Fisheries Management: Let’s Not Quit While We’re Ahead

There’s more we can do to manage fisheries sustainably

Quitting while you’re ahead might protect your gains in gambling and investing. But in most other endeavors, that strategy can quickly backfire: Once you quit, you probably won’t stay ahead much longer.

Congress should embrace this common wisdom as it considers the next reauthorization of the Magnuson-Stevens Act, the primary law governing U.S. ocean fishing. Forty years ago this week, President Gerald Ford signed legislation—later renamed to honor the leadership of Senators Warren Magnuson (D-WA) and Ted Stevens (R-AK)—that has helped the United States improve conservation of many fish populations that are important for commercial, recreational, and subsistence fishermen.

Advancements in fisheries and environmental science since 1976 and a rapidly changing marine environment have highlighted numerous gaps in U.S. fisheries policy. Fortunately, the shortcomings can be corrected with an update of the law that moves us beyond managing fish populations on a species‐by‐species basis to managing fish as part of the larger ocean environment.

This approach, known as ecosystem-based fisheries management, takes a big‐picture look at everything we already know about fish—such as where they live, what they eat, and how they are affected by pollution and other threats. It will also help managers understand how their decisions are likely to affect the broader ecological and socio-economic conditions of fishing communities, while ensuring that a diverse set of objectives yield the best possible results. In particular, it will secure the future protection of marine ecosystems and the more than 1.2 million jobs that depend on healthy oceans.

Congress can help achieve these goals when it updates the Magnuson-Stevens Act by including provisions that:

  • Conserve forage fish—the smaller fish, such as menhaden, herring, and sardines, that are the primary food source for larger fish and other wildlife—by setting limits on how many can be caught while making sure that enough of these food fish are left in the water for dependent predators.
  • Safeguard habitat by protecting certain key areas of the ocean from damaging human activities such as pollution, dredging, and fishing for spawning fish, to boost fish populations and help promote healthy, robust ocean ecosystems.
  • Call for bycatch to be minimized. This can be accomplished in many ways, including by improving commercial fishing techniques to help fishermen avoid catching animals they never intended to capture or kill, such as leatherback sea turtles, dolphins, and many species of fish.
  • Make sure that new fisheries are sustainable from the start by requiring that scientific data be compiled and analyzed to determine whether or how much fishing can be allowed in new areas of the ocean, or on new species, before opening a commercial or sport fishery.
  • Require the creation of comprehensive plans by regional fishery councils that take into account scientific data about what is affecting the fish they manage—such as the health of their habitat and their food supply—and how fishing is influencing other fisheries and the larger ecosystem.

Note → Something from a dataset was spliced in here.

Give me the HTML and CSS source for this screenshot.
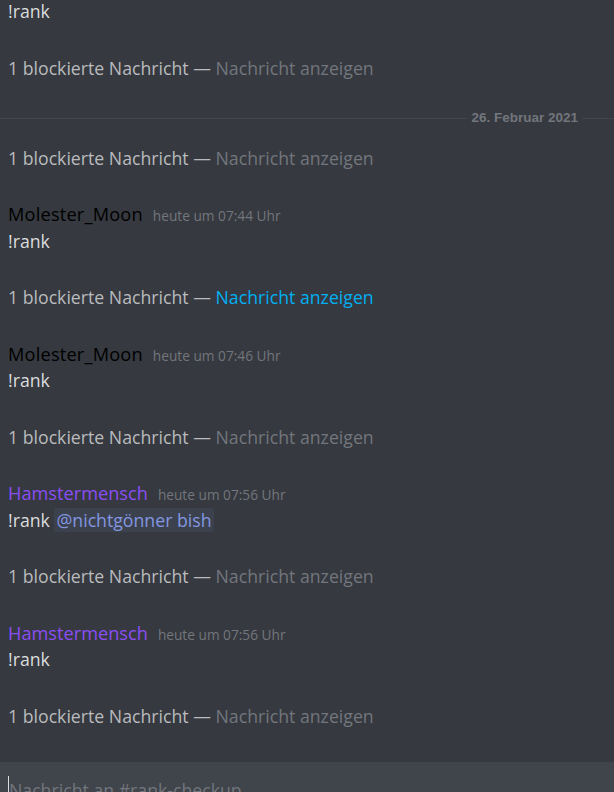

This information will allow regional managers to make more informed decisions.

Each of these improvements is linked to the others, so it is essential to include all five when the law is updated.

Pursuing a comprehensive approach such as this would show Americans that Congress can again come together for the good of the U.S. marine environment—and for the millions of people whose jobs and recreational interests depend on healthy, sustainable fisheries.

Lee Crockett directs U.S. ocean conservation at The Pew Charitable Trusts.